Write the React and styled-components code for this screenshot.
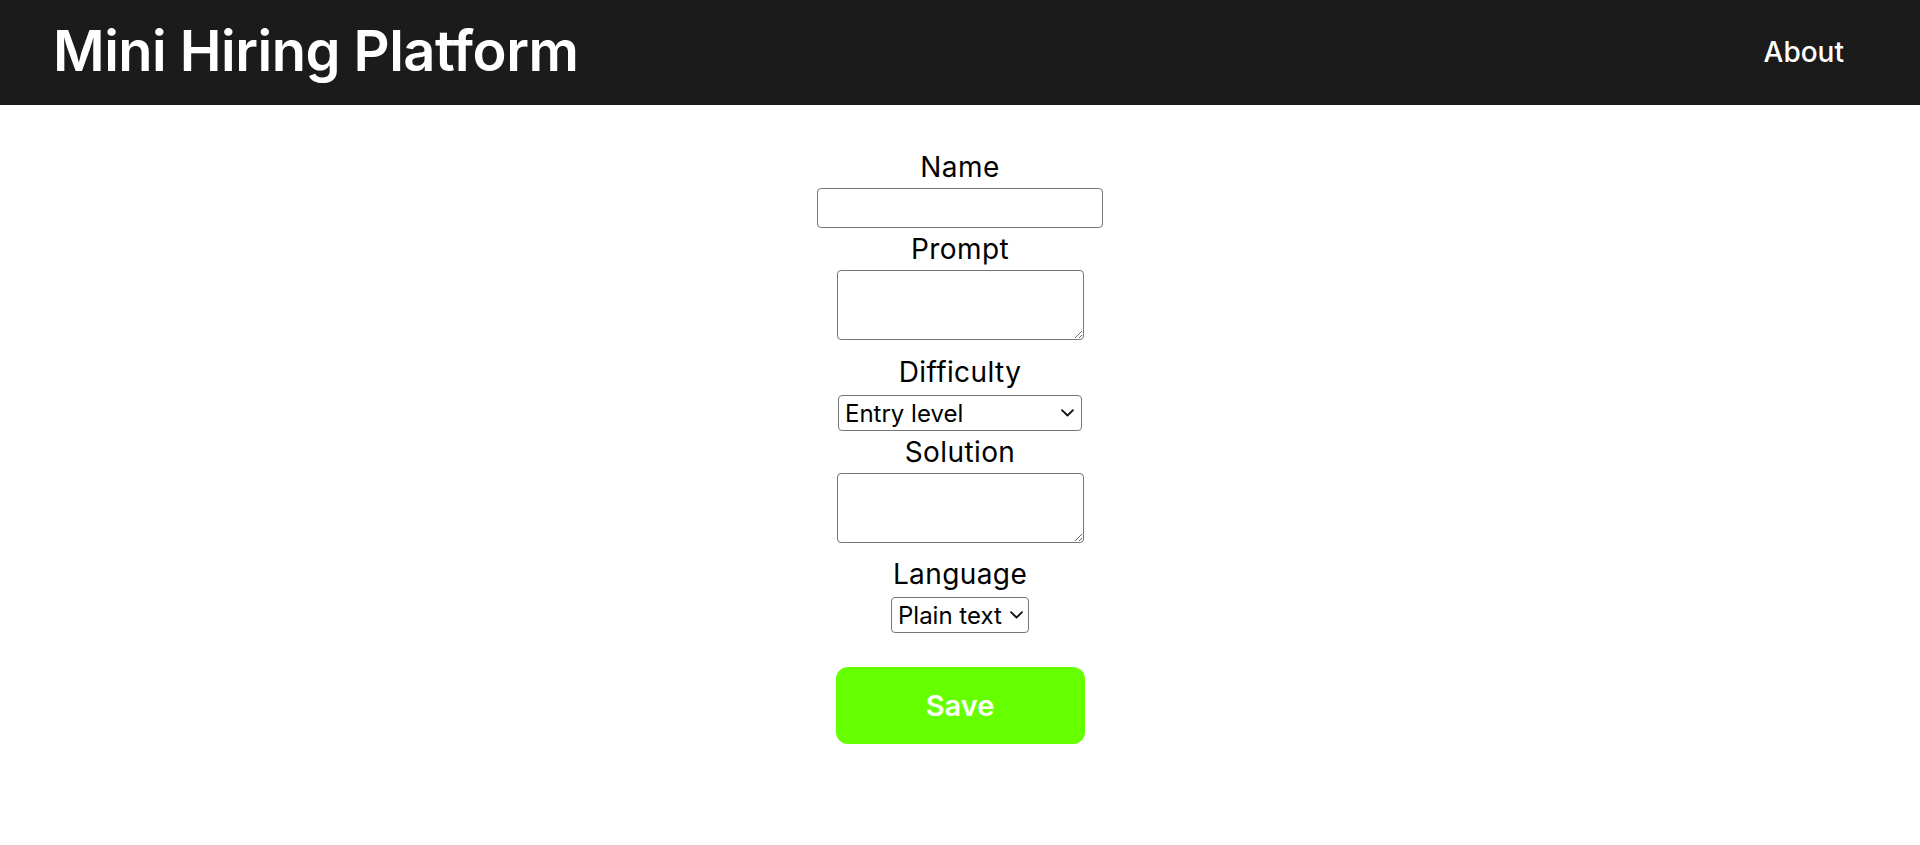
import React from 'react';
import styled, { createGlobalStyle } from 'styled-components';

const GlobalStyle = createGlobalStyle`
    body {
        margin: 0;
        background-color: #FFFFFF;
        font-family: 'Inter', 'Noto Sans', sans-serif;
    }
`

function Chevron() {
    return (
        <ChevronIcon width="13" height="8" viewBox="0 0 13 8">
            <path d="M1 1.2 L6.5 6.5 L12 1.2" fill="none" stroke="#111111" strokeWidth="1.8" strokeLinecap="round" strokeLinejoin="round" />
        </ChevronIcon>
    )
}

export default function App() {
    return (
        <>
            <GlobalStyle />
            <Header>
                <Logo>Mini Hiring Platform</Logo>
                <NavLink href="#">About</NavLink>
            </Header>
            <Form onSubmit={e => e.preventDefault()}>
                <Label htmlFor="name">Name</Label>
                <TextInput id="name" type="text" />
                <Label htmlFor="prompt">Prompt</Label>
                <TextArea id="prompt" />
                <Label htmlFor="difficulty" $top={16}>Difficulty</Label>
                <SelectWrap $width={244}>
                    <Select id="difficulty">
                        <option>Entry level</option>
                        <option>Mid level</option>
                        <option>Senior level</option>
                    </Select>
                    <Chevron />
                </SelectWrap>
                <Label htmlFor="solution">Solution</Label>
                <TextArea id="solution" />
                <Label htmlFor="language" $top={15}>Language</Label>
                <SelectWrap $width={138} $arrow={6}>
                    <Select id="language">
                        <option>Plain text</option>
                        <option>JavaScript</option>
                        <option>Python</option>
                    </Select>
                    <Chevron />
                </SelectWrap>
                <SaveButton type="submit">Save</SaveButton>
            </Form>
        </>
    )
}

const Header = styled.header`
    height: 105px;
    background-color: #1B1B1B;
    display: flex;
    align-items: center;
    justify-content: space-between;
    padding: 0 76px 0 53px;
`
const Logo = styled.div`
    color: #FFFFFF;
    font-size: 56px;
    font-weight: 600;
    letter-spacing: -0.5px;
    margin-top: -4px;
`
const NavLink = styled.a`
    color: #FFFFFF;
    font-size: 28px;
    font-weight: 500;
    text-decoration: none;
    margin-top: -2px;
`
const Form = styled.form`
    display: flex;
    flex-direction: column;
    align-items: center;
    padding-top: 41px;
`
const Label = styled.label`
    display: block;
    font-size: 28px;
    line-height: 32px;
    letter-spacing: 0.4px;
    color: #000000;
    margin-top: ${p => p.$top || 5}px;
    margin-bottom: 5px;
`
const TextInput = styled.input`
    box-sizing: border-box;
    width: 286px;
    height: 40px;
    border: 1px solid #767676;
    border-radius: 4px;
    margin: 0;
`
const TextArea = styled.textarea`
    box-sizing: border-box;
    width: 247px;
    height: 70px;
    border: 1px solid #767676;
    border-radius: 4px;
    margin: 0;
`
const SelectWrap = styled.div`
    position: relative;
    width: ${p => p.$width}px;
    height: 36px;
    margin-top: 2px;

    svg {
        right: ${p => p.$arrow || 8}px;
    }
`
const Select = styled.select`
    box-sizing: border-box;
    width: 100%;
    height: 100%;
    appearance: none;
    padding: 0 0 0 6px;
    font-family: 'Inter', 'Noto Sans', sans-serif;
    font-size: 24px;
    color: #000000;
    background-color: #FFFFFF;
    border: 1px solid #767676;
    border-radius: 4px;
    margin: 0;
`
const ChevronIcon = styled.svg`
    position: absolute;
    top: 50%;
    margin-top: -4px;
    pointer-events: none;
`
const SaveButton = styled.button`
    width: 249px;
    height: 77px;
    margin-top: 34px;
    background-color: #66FF00;
    border: none;
    border-radius: 12px;
    color: #FFFFFF;
    font-family: 'Inter', 'Noto Sans', sans-serif;
    font-size: 29px;
    font-weight: 600;
    cursor: pointer;
`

# Stated goal:
Copy out every line where the word "components" occurs.

# Task response:
Write the React and styled-components code for this screenshot.
import styled, { createGlobalStyle } from 'styled-components';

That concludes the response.